▶ SOURCE EXCERPT
|---|
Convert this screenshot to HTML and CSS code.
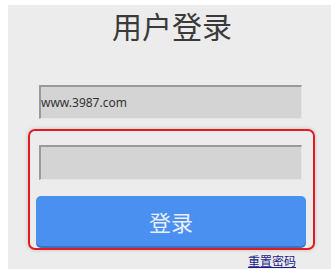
FILE: index.html
```html
<!DOCTYPE html>
<html>
<head>
<meta charset="utf-8">
<link rel="stylesheet" href="styles.css">
</head>
<body>
<div class="panel">
  <h1 class="title">用户登录</h1>
  <div class="field user">www.3987.com</div>
  <div class="group">
    <div class="field pass"></div>
    <div class="btn">登录</div>
  </div>
  <div class="links"><a class="reset" href="#">重置密码</a></div>
</div>
</body>
</html>
```
FILE: styles.css
```css
html, body {
  margin: 0;
  padding: 0;
  background: #ffffff;
}
body {
  font-family: "Noto Sans CJK SC", "Noto Sans", sans-serif;
}
.panel {
  margin: 5px 0 0 8px;
  width: 323px;
  height: 264px;
  background: #ececec;
  display: flex;
  flex-direction: column;
}
.title {
  margin: 0;
  height: 40px;
  line-height: 40px;
  padding-left: 5px;
  text-align: center;
  font-size: 30px;
  font-weight: normal;
  color: #3a3a3a;
}
.field {
  box-sizing: border-box;
  width: 263px;
  background: #d4d4d4;
  border-top: 2px solid #9a9a9a;
  border-left: 2px solid #9a9a9a;
  border-right: 1px solid #e6e6e6;
  border-bottom: 1px solid #e6e6e6;
  font-size: 12px;
  color: #333;
  display: flex;
  align-items: center;
  padding-left: 0;
}
.user {
  margin: 40px 0 0 31px;
  height: 34px;
  font-family: "Noto Sans", "Noto Sans CJK SC", sans-serif;
}
.group {
  box-sizing: border-box;
  margin: 10px 0 0 20px;
  width: 287px;
  height: 121px;
  border: 2px solid #e51a20;
  border-radius: 7px;
  box-shadow: 0 0 4px rgba(0, 0, 0, 0.18);
  display: flex;
  flex-direction: column;
  padding: 14px 0 0 9px;
}
.pass {
  height: 35px;
}
.btn {
  box-sizing: border-box;
  margin: 16px 0 0 -3px;
  width: 270px;
  height: 50px;
  background: #4a90f0;
  border-radius: 5px;
  box-shadow: 0 2px 0 #3a72c4;
  color: #e8eefc;
  font-size: 22px;
  display: flex;
  align-items: center;
  justify-content: center;
}
.links {
  margin-top: 4px;
  padding-right: 35px;
  display: flex;
  justify-content: flex-end;
}
.reset {
  font-size: 12px;
  line-height: 14px;
  color: #1c1c8a;
  text-decoration: underline;
}
```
|---|
▶ WHAT NEEDS TO BE DONE
Leave out the pictures and restate everything else word for word.

▶ ANSWER TO THIS EXERCISE
Convert this screenshot to HTML and CSS code.
FILE: index.html
```html
<!DOCTYPE html>
<html>
<head>
<meta charset="utf-8">
<link rel="stylesheet" href="styles.css">
</head>
<body>
<div class="panel">
  <h1 class="title">用户登录</h1>
  <div class="field user">www.3987.com</div>
  <div class="group">
    <div class="field pass"></div>
    <div class="btn">登录</div>
  </div>
  <div class="links"><a class="reset" href="#">重置密码</a></div>
</div>
</body>
</html>
```
FILE: styles.css
```css
html, body {
  margin: 0;
  padding: 0;
  background: #ffffff;
}
body {
  font-family: "Noto Sans CJK SC", "Noto Sans", sans-serif;
}
.panel {
  margin: 5px 0 0 8px;
  width: 323px;
  height: 264px;
  background: #ececec;
  display: flex;
  flex-direction: column;
}
.title {
  margin: 0;
  height: 40px;
  line-height: 40px;
  padding-left: 5px;
  text-align: center;
  font-size: 30px;
  font-weight: normal;
  color: #3a3a3a;
}
.field {
  box-sizing: border-box;
  width: 263px;
  background: #d4d4d4;
  border-top: 2px solid #9a9a9a;
  border-left: 2px solid #9a9a9a;
  border-right: 1px solid #e6e6e6;
  border-bottom: 1px solid #e6e6e6;
  font-size: 12px;
  color: #333;
  display: flex;
  align-items: center;
  padding-left: 0;
}
.user {
  margin: 40px 0 0 31px;
  height: 34px;
  font-family: "Noto Sans", "Noto Sans CJK SC", sans-serif;
}
.group {
  box-sizing: border-box;
  margin: 10px 0 0 20px;
  width: 287px;
  height: 121px;
  border: 2px solid #e51a20;
  border-radius: 7px;
  box-shadow: 0 0 4px rgba(0, 0, 0, 0.18);
  display: flex;
  flex-direction: column;
  padding: 14px 0 0 9px;
}
.pass {
  height: 35px;
}
.btn {
  box-sizing: border-box;
  margin: 16px 0 0 -3px;
  width: 270px;
  height: 50px;
  background: #4a90f0;
  border-radius: 5px;
  box-shadow: 0 2px 0 #3a72c4;
  color: #e8eefc;
  font-size: 22px;
  display: flex;
  align-items: center;
  justify-content: center;
}
.links {
  margin-top: 4px;
  padding-right: 35px;
  display: flex;
  justify-content: flex-end;
}
.reset {
  font-size: 12px;
  line-height: 14px;
  color: #1c1c8a;
  text-decoration: underline;
}
```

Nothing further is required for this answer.